There are sex scenes in this story, some very long, some short, some implied, but after a while, I’m sorry to say, it’s boring. I’m impressed at how detailed the author got into the specifics of how a gargoyle and a human would mate, and I know from my interactions with the fandom that this is a strangely extensively explored topic, but I’m simply not interested. Love is exciting, and when it is spurred along by sex, I’m comfortable with that. But I don’t need every moment of every interaction between the two spelled out for me.
Speaking of spelling out every interaction, the text in this story tends towards the unnecessarily verbose at times. Topics are rehashed a little too frequently, and there are whole scenes of hundreds of words that seem almost entirely dispensable.

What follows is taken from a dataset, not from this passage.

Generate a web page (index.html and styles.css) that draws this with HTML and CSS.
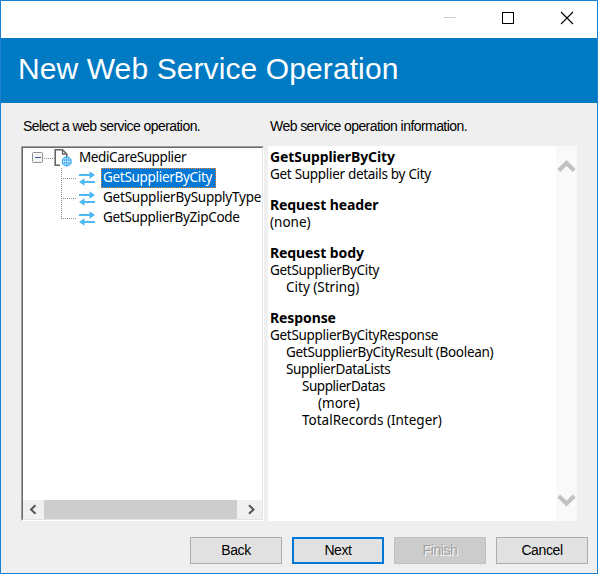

Nothing is out of place narratively speaking, the events in question should have occurred, but they didn’t need to be included in such depth. Pages upon pages of flying lessons from Demona really pushed me into the snore-zone and I skipped a lot of those passages save for any dialog that seemed relevant to the plot.
Finally, this story is the first part of a series, it appears, as it ends as Demona and Kendra are just getting back to New York City. How the gargoyles clan deals with her changes are left for another sequel story which is, unfortunately, incomplete and has been for over 3 years.

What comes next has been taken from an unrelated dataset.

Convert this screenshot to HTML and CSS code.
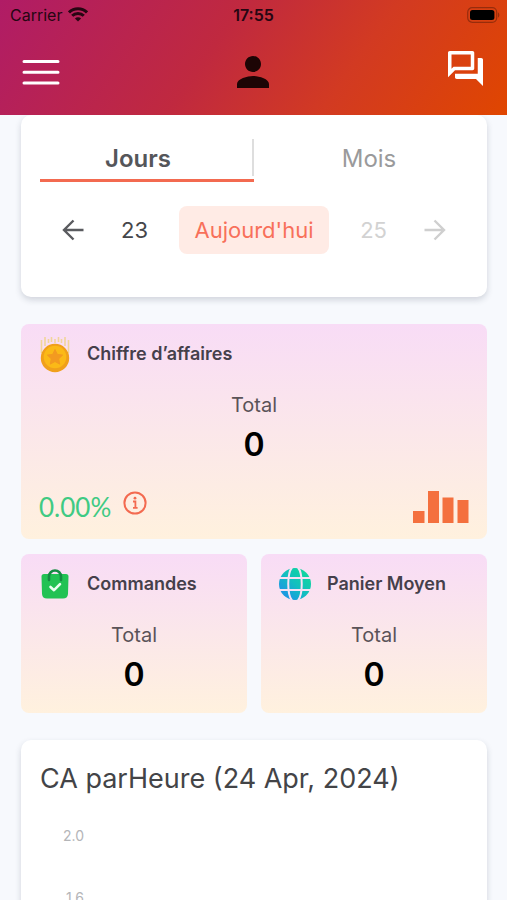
FILE: index.html
```html
<!DOCTYPE html>
<html lang="fr">
<head>
  <meta charset="utf-8">
  <meta name="viewport" content="width=device-width, initial-scale=1">
  <title>Tableau de bord</title>
  <link rel="stylesheet" href="styles.css">
</head>
<body>
  <div class="app">
    <header class="header">
      <div class="status">
        <div class="status-left">
          <span>Carrier</span>
          <svg width="20" height="15" viewBox="0 0 20 15" fill="none" stroke="currentColor" stroke-width="3" aria-hidden="true">
            <path d="M1 5.4a12.8 12.8 0 0 1 18 0"/>
            <path d="M4.2 8.8a8.2 8.2 0 0 1 11.6 0"/>
            <path d="M10 14.6 6.900 11.500a4.400 4.400 0 0 1 6.200 0z" fill="currentColor" stroke="none"/>
          </svg>
        </div>
        <time class="status-time">17:55</time>
        <svg class="battery" width="33" height="16" viewBox="0 0 33 16" aria-hidden="true">
          <rect x="0.700" y="0.700" width="29" height="14.600" rx="4.500" fill="none" stroke="#000" stroke-opacity=".3" stroke-width="1.200"/>
          <rect x="3" y="3" width="24.400" height="10" rx="2.500" fill="#000"/>
          <path d="M31 5.500c1.800.6 1.800 4.400 0 5z" fill="#000" fill-opacity=".3"/>
        </svg>
      </div>
      <nav class="nav">
        <button class="icon-button" type="button" aria-label="Menu">
          <svg width="38" height="26" viewBox="0 0 38 26" stroke="#fff" stroke-width="3" stroke-linecap="round">
            <path d="M2 2.500h34M2 13.200h34M2 24h34"/>
          </svg>
        </button>
        <button class="icon-button" type="button" aria-label="Profil">
          <svg width="32" height="32" viewBox="4 4 16 16" fill="#1d0505">
            <path d="M12 12c2.210 0 4-1.790 4-4s-1.790-4-4-4-4 1.790-4 4 1.790 4 4 4zm0 2c-2.670 0-8 1.340-8 4v2h16v-2c0-2.660-5.330-4-8-4z"/>
          </svg>
        </button>
        <button class="icon-button chat" type="button" aria-label="Messages">
          <svg width="35" height="35" viewBox="2 2 20 20" fill="#fff">
            <path d="M15 4v7H5.170L4 12.170V4h11m1-2H3c-.55 0-1 .45-1 1v14l4-4h10c.55 0 1-.45 1-1V3c0-.55-.45-1-1-1zm5 4h-2v9H6v2c0 .55.45 1 1 1h11l4 4V7c0-.55-.45-1-1-1z"/>
          </svg>
        </button>
      </nav>
    </header>

    <main class="content">
      <section class="panel period">
        <div class="tabs" role="tablist">
          <button class="tab active" type="button" role="tab" aria-selected="true">Jours</button>
          <button class="tab" type="button" role="tab" aria-selected="false">Mois</button>
        </div>
        <div class="dates">
          <div class="dates-side">
            <button class="icon-button" type="button" aria-label="Jour précédent">
              <svg width="22" height="22" viewBox="0 0 22 22" fill="none" stroke="#5a5b5f" stroke-width="2.400">
                <path d="M21.500 11H2M11.500 1.500 2 11l9.500 9.500"/>
              </svg>
            </button>
            <button class="day" type="button">23</button>
          </div>
          <button class="day today" type="button">Aujourd'hui</button>
          <div class="dates-side next">
            <button class="day" type="button" disabled>25</button>
            <button class="icon-button" type="button" aria-label="Jour suivant" disabled>
              <svg width="22" height="22" viewBox="0 0 22 22" fill="none" stroke="#cfcfcf" stroke-width="2.400">
                <path d="M.5 11H20M10.500 1.500 20 11l-9.500 9.500"/>
              </svg>
            </button>
          </div>
        </div>
      </section>

      <section class="stats">
        <article class="stat wide">
          <header class="stat-head">
            <svg width="32" height="38" viewBox="0 0 32 38" aria-hidden="true">
              <path d="M2.500 5v13M6 2v9M9.500 4v4M12.500 2v5M16 4v4M19.500 2v5M22.500 4v4M26 2v9M29.500 5v13" stroke="#f1d59b" stroke-width="1.600"/>
              <circle cx="16" cy="23" r="14.200" fill="#f0a01b"/>
              <circle cx="16" cy="22" r="11.300" fill="#fbb917"/>
              <path d="m16 14.500 2.300 4.900 5.300.7-3.900 3.700 1 5.300-4.700-2.600-4.700 2.600 1-5.300-3.900-3.700 5.300-.7z" fill="#f39a20" stroke="#f39a20" stroke-linejoin="round"/>
            </svg>
            <h2>Chiffre d’affaires</h2>
          </header>
          <p class="label">Total</p>
          <p class="value">0</p>
          <footer class="stat-foot">
            <span class="rate">0.00%</span>
            <button class="icon-button info" type="button" aria-label="Informations">
              <svg width="24" height="24" viewBox="0 0 24 24" fill="none" stroke="#f36a50" stroke-width="2">
                <circle cx="12" cy="12" r="10.600"/>
                <path d="M10 10.500h2.400v6M10 16.800h4.600" stroke-width="1.800"/>
                <circle cx="12" cy="7.200" r="1.400" fill="#f36a50" stroke="none"/>
              </svg>
            </button>
            <button class="icon-button bars" type="button" aria-label="Graphique">
              <svg width="56" height="32" viewBox="0 0 56 32" fill="#f4703e">
                <path d="M0 20h11.500v12H0zM15 0h11v32H15zM29.500 6.500h11V32h-11zM44.500 9h11v23h-11z"/>
              </svg>
            </button>
          </footer>
        </article>

        <article class="stat">
          <header class="stat-head">
            <svg width="32" height="38" viewBox="0 0 32 38" aria-hidden="true">
              <path d="M5 9h22a2.500 2.500 0 0 1 2.500 2.500L29 29a5 5 0 0 1-5 4.500H8A5 5 0 0 1 3 29l-.5-17.500A2.500 2.500 0 0 1 5 9z" fill="#22c253"/>
              <path d="M10 15v-3.500a6 6 0 0 1 12 0V15" fill="none" stroke="#158c43" stroke-width="2.600" stroke-linecap="round"/>
              <path d="m11.500 22 3.500 3.200 6-6" fill="none" stroke="#eafff0" stroke-width="2.600" stroke-linecap="round" stroke-linejoin="round"/>
            </svg>
            <h2>Commandes</h2>
          </header>
          <p class="label">Total</p>
          <p class="value">0</p>
        </article>

        <article class="stat">
          <header class="stat-head">
            <svg width="32" height="38" viewBox="0 0 32 38" aria-hidden="true">
              <defs>
                <linearGradient id="globe" x1="0" y1="1" x2="1" y2="0">
                  <stop offset=".2" stop-color="#1c9be0"/>
                  <stop offset=".5" stop-color="#12bfc0"/>
                  <stop offset=".9" stop-color="#10d99a"/>
                </linearGradient>
              </defs>
              <circle cx="16" cy="19" r="16" fill="url(#globe)"/>
              <path d="M0 13h32M0 25h32M13 2.500C8 8.500 8 29.500 13 35.500M19 2.500c5 6 5 27 0 33" fill="none" stroke="#f8e0f3" stroke-width="2"/>
            </svg>
            <h2>Panier Moyen</h2>
          </header>
          <p class="label">Total</p>
          <p class="value">0</p>
        </article>
      </section>

      <section class="panel chart">
        <h2>CA parHeure (24 Apr, 2024)</h2>
        <ol class="axis">
          <li>2.0</li>
          <li>1.6</li>
        </ol>
      </section>
    </main>
  </div>
</body>
</html>
```
FILE: styles.css
```css
* {
  box-sizing: border-box;
}

body {
  margin: 0;
  background: #f7f9fd;
  color: #45464a;
  font-family: Inter, "Liberation Sans", sans-serif;
}

h2,
p,
ol {
  margin: 0;
  padding: 0;
}

button {
  padding: 0;
  border: 0;
  background: none;
  color: inherit;
  font: inherit;
}

svg {
  display: block;
}

.app {
  display: flex;
  flex-direction: column;
  height: 100vh;
}

.header {
  flex: none;
  background: linear-gradient(125deg, #b01c66 0%, #c0293f 42%, #d23a22 68%, #e04600 100%);
}

.status {
  display: grid;
  grid-template-columns: 1fr auto 1fr;
  align-items: center;
  height: 29px;
  padding: 0 7px;
  color: #260612;
  font-size: 16px;
}

.status-left {
  display: flex;
  align-items: center;
  gap: 6px;
  padding-left: 3px;
}

.status-time {
  font-weight: 600;
}

.battery {
  justify-self: end;
}

.nav {
  display: grid;
  grid-template-columns: 1fr auto 1fr;
  align-items: center;
  justify-items: start;
  height: 86px;
  padding: 0 24px 0 22px;
}

.chat {
  justify-self: end;
  padding-bottom: 7px;
}

.content {
  flex: 1;
  min-height: 0;
  padding: 0 20px 0 21px;
  overflow-y: auto;
  scrollbar-width: none;
}

.panel {
  border-radius: 10px;
  background: #fff;
  box-shadow: 0 3px 6px rgba(40, 50, 70, 0.18);
}

.period {
  padding: 24px 19px 43px;
}

.tabs {
  display: grid;
  grid-template-columns: 1fr 1fr;
}

.tab {
  height: 43px;
  padding: 0 0 2px 16px;
  border-bottom: 3px solid transparent;
  color: #9a9a9b;
  font-size: 24px;
}

.tab.active {
  padding: 0 18px 2px 0;
  border-bottom-color: #f36a50;
  background: linear-gradient(#dedede, #dedede) right top / 2px 37px no-repeat;
  color: #55565a;
  font-weight: 600;
}

.dates {
  display: grid;
  grid-template-columns: 1fr auto 1fr;
  align-items: center;
  margin-top: 24px;
}

.dates-side {
  display: flex;
  align-items: center;
  gap: 37px;
  padding-left: 22px;
}

.dates-side.next {
  justify-content: flex-end;
  padding: 0 22px 0 0;
}

.day {
  font-size: 22px;
}

.day:disabled {
  color: #d2d2d2;
}

.today {
  height: 48px;
  padding: 0 15px;
  border-radius: 8px;
  background: #ffebe5;
  color: #f8705a;
}

.stats {
  display: grid;
  grid-template-columns: 1fr 1fr;
  gap: 15px 14px;
  margin: 27px 0;
}

.stat {
  padding: 11px 18px 18px;
  border-radius: 8px;
  background: linear-gradient(#f8dcf6, #fbe7ea 50%, #fff1de);
}

.wide {
  grid-column: 1 / -1;
  padding-bottom: 14px;
}

.stat-head {
  display: flex;
  align-items: center;
  gap: 16px;
}

.stat-head h2 {
  color: #45404b;
  font-size: 18px;
  font-weight: 600;
  line-height: 38px;
}

.label {
  margin-top: 18px;
  color: #5a5358;
  font-size: 20px;
  line-height: 28px;
  text-align: center;
}

.value {
  margin-top: 6px;
  color: #000;
  font-size: 32px;
  font-weight: 600;
  line-height: 40px;
  text-align: center;
}

.stat-foot {
  display: flex;
  align-items: center;
  gap: 12px;
  margin-top: 24px;
}

.rate {
  color: #3fca83;
  font-family: Lato, Inter, sans-serif;
  font-size: 26px;
  font-weight: 400;
  line-height: 36px;
}

.info {
  padding-bottom: 8px;
}

.bars {
  margin-left: auto;
}

.chart {
  min-height: 400px;
  padding: 20px 19px;
}

.chart h2 {
  color: #434447;
  font-size: 27px;
  font-weight: 400;
  line-height: 38px;
}

.axis {
  width: 44px;
  margin-top: 29px;
  list-style: none;
  color: #b4b5b8;
  font-size: 14px;
  line-height: 18px;
  text-align: right;
}

.axis li {
  height: 62px;
}
```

This story has some good writing wrapped around interesting characters in a scenario that was presented in a manner that was very interesting to me. I liked what was going on here, I loved the changes and development of Demona, and I wish the story could have gone on to its conclusion. But it didn’t, so we’re left here in a lurch. I recommend this work, because it’s a good read, but don’t get too terribly invested, the sequel story doesn’t make its way to the finish line.